**Work required**: Return all lines in the material below that contain "styles".

======== Entries provided

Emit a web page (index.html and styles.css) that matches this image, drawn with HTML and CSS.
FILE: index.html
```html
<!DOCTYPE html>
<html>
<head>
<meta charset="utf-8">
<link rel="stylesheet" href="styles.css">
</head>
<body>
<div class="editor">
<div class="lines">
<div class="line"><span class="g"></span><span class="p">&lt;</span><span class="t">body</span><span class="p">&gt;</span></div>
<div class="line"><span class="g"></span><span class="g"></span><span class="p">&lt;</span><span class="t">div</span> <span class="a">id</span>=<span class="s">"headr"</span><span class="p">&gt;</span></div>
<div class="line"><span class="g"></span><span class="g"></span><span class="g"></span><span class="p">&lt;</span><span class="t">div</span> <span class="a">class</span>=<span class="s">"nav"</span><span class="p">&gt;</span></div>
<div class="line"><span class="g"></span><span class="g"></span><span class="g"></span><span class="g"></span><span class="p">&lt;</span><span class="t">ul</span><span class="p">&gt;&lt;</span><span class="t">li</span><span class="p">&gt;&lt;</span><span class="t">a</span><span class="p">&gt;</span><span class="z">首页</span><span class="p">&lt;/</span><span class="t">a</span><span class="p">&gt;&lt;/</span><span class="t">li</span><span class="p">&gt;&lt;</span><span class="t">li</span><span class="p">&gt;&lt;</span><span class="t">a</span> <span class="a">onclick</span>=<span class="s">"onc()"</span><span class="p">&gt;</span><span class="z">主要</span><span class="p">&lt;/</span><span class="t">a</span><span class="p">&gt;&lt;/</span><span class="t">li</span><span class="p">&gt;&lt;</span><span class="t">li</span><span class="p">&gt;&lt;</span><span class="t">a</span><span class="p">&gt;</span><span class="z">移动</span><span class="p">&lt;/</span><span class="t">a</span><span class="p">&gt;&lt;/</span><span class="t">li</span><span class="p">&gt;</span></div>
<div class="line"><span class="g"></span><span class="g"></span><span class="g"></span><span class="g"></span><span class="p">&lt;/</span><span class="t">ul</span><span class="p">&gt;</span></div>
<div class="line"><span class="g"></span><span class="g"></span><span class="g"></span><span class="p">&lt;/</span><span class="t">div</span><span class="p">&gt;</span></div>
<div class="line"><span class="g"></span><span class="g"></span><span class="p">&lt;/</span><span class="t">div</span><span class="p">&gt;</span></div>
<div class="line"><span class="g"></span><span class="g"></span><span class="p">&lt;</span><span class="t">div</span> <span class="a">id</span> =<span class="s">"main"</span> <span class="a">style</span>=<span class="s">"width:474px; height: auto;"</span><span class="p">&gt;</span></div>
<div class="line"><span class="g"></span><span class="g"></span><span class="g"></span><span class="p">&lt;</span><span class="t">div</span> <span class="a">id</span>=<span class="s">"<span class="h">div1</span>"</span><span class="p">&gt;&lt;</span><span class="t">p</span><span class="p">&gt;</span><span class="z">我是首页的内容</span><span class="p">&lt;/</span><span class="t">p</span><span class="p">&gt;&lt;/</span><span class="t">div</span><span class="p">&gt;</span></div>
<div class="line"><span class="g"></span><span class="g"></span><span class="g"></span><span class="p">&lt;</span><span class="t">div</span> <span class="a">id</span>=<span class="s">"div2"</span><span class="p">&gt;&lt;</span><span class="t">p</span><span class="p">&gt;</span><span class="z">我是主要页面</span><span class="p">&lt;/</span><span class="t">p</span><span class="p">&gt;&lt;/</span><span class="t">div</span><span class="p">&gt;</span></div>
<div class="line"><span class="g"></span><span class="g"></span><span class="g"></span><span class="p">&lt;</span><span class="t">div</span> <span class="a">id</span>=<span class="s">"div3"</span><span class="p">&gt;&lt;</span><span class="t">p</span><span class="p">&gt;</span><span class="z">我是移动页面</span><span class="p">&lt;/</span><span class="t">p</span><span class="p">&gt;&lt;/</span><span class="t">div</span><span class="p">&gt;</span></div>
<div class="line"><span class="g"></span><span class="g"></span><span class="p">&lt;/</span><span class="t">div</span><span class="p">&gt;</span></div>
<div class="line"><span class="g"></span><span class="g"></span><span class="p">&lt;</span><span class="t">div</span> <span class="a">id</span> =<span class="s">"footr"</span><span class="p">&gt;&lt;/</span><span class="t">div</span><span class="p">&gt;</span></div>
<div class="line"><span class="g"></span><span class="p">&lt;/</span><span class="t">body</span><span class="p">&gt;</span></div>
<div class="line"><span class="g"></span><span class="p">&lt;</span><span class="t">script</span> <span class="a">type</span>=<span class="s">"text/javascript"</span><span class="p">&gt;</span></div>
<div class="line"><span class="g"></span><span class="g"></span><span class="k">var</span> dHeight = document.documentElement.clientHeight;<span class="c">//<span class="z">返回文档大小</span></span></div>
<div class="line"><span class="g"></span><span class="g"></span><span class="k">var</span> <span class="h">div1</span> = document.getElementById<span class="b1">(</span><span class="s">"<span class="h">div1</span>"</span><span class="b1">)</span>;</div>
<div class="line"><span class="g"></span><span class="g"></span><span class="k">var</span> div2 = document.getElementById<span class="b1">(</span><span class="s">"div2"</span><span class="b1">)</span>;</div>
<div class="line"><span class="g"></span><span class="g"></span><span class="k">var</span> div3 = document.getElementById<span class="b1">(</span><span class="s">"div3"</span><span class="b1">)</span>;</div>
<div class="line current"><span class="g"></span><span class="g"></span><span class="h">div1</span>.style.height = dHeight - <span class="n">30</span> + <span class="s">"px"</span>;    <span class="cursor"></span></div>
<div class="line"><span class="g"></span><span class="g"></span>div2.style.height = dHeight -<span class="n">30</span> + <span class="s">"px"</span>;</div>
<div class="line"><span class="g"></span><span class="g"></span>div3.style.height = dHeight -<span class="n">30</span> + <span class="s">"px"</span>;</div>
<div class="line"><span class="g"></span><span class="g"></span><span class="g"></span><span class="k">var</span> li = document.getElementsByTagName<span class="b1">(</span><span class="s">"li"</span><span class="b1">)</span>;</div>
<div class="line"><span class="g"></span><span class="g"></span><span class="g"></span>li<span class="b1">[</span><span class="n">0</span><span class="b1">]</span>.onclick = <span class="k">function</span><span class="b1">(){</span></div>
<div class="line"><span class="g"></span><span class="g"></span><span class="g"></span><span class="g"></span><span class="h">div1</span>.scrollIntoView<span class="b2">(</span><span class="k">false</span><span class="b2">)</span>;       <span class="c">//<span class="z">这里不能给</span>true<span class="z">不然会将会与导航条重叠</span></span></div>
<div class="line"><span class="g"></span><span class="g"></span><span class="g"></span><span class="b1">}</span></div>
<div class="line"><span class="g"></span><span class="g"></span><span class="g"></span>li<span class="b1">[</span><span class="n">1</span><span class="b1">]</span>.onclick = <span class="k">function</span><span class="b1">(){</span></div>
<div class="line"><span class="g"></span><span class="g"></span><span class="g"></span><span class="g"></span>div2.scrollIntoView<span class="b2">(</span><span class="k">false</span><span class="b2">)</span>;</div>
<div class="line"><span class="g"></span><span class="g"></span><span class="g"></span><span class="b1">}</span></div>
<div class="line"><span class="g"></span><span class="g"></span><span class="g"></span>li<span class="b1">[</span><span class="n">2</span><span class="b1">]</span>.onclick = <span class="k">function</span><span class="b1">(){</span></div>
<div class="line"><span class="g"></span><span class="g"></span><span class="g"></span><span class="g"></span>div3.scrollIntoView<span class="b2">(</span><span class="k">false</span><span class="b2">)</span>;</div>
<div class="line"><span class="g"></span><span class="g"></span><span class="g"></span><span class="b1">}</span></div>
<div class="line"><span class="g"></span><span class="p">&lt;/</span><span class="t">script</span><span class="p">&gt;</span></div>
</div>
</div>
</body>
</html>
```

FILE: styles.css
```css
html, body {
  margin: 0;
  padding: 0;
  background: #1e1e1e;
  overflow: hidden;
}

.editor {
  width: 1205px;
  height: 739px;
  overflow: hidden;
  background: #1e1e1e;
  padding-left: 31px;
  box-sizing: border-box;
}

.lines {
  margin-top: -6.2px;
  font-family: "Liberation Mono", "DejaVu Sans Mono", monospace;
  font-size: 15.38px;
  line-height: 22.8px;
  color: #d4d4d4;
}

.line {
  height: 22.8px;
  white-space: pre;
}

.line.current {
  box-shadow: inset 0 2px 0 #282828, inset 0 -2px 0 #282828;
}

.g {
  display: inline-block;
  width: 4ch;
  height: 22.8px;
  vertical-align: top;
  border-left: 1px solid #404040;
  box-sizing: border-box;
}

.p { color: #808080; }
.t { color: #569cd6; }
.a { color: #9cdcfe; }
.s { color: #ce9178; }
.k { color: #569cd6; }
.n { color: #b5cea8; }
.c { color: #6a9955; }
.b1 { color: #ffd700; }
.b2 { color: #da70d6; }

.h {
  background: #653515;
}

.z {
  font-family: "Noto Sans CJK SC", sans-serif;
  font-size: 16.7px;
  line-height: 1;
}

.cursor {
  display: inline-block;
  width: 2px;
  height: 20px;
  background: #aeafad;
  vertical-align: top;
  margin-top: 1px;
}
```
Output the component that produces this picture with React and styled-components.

================

**Exercise answer**:
Emit a web page (index.html and styles.css) that matches this image, drawn with HTML and CSS.
<link rel="stylesheet" href="styles.css">
FILE: styles.css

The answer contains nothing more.